All of those were astronomical. I frankly at a loss how those came to be in the most difficult time of my career but I'm grateful those companies made the decision to support my work. Sponsorships aren't meant to last forever but I will do my best to make them count while they last. What will happen to MSW and my open-source involvement after that, well, I try not to think about it.

I believe I can bring a lot of value by focusing on my open-source work. I love what I do and it means the world to me if it can bring back enough not to care about groceries or rent. Little dreams.

If you use MSW at work, please consider bringing it up with your management to Support the project on GitHub. You will be making an actual difference where companies like Google and Amazon fail. If you decide on it, I will do my best to endorse you. There should be more companies supporting open source, not just me.

Public speaking

This year marks my return to speaking at conferences in person. The kind folks behind TestJS Summit invited me to speak at their event for the third time in a row, this time on-site in Berlin. Despite the difficulties with commute, this has been one of my top conference experiences thus far. I had a chance to meet my friends from Replay and Chromatic, had a few dozen chats around open-source and whatnot, and gave my talk on MSW and standard-driven API mocking. I believe it was received well.

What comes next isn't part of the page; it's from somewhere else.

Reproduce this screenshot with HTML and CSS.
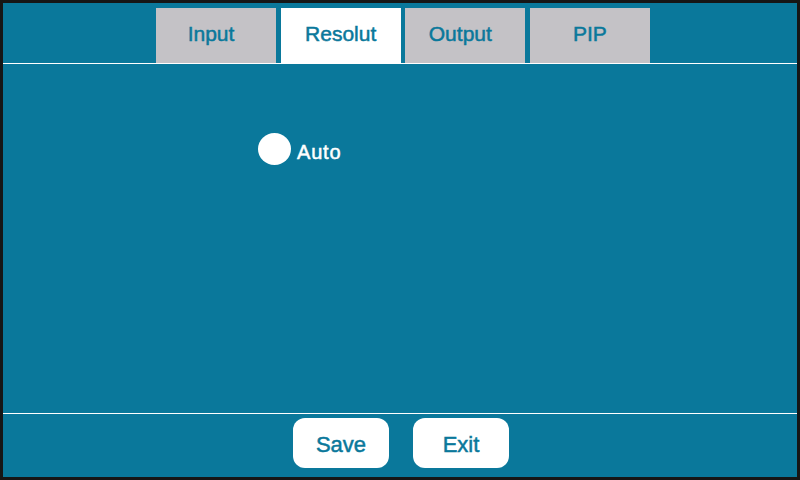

At the beginning of my talk, I did a quick poll of the audience. I asked people to raise their hands if they heard about MSW. Frankly, I was expecting a few stray hands at best but when almost the entire audience reached for the ceiling it threw me off guard a bit. It was a touching moment

I learned a lot from this experience, and I hope to continue improving my speaking skills in the years to come. CFPs have been sent.

Looking ahead to 2024

I spent the last month head-deep planning and working on things that will see the light of day next year. Some of them are those nice things postponed for way too long. Some are gems I'd like to see properly polished. And there are also some so grand I'm still in the process of comprehending the opportunity I've been given.

But there is one thing that 2023 taught me that gives me confidence about it all. If I could accomplish more in a matter of a single month than I did over the past three years then, perhaps, I'm steering in the right direction.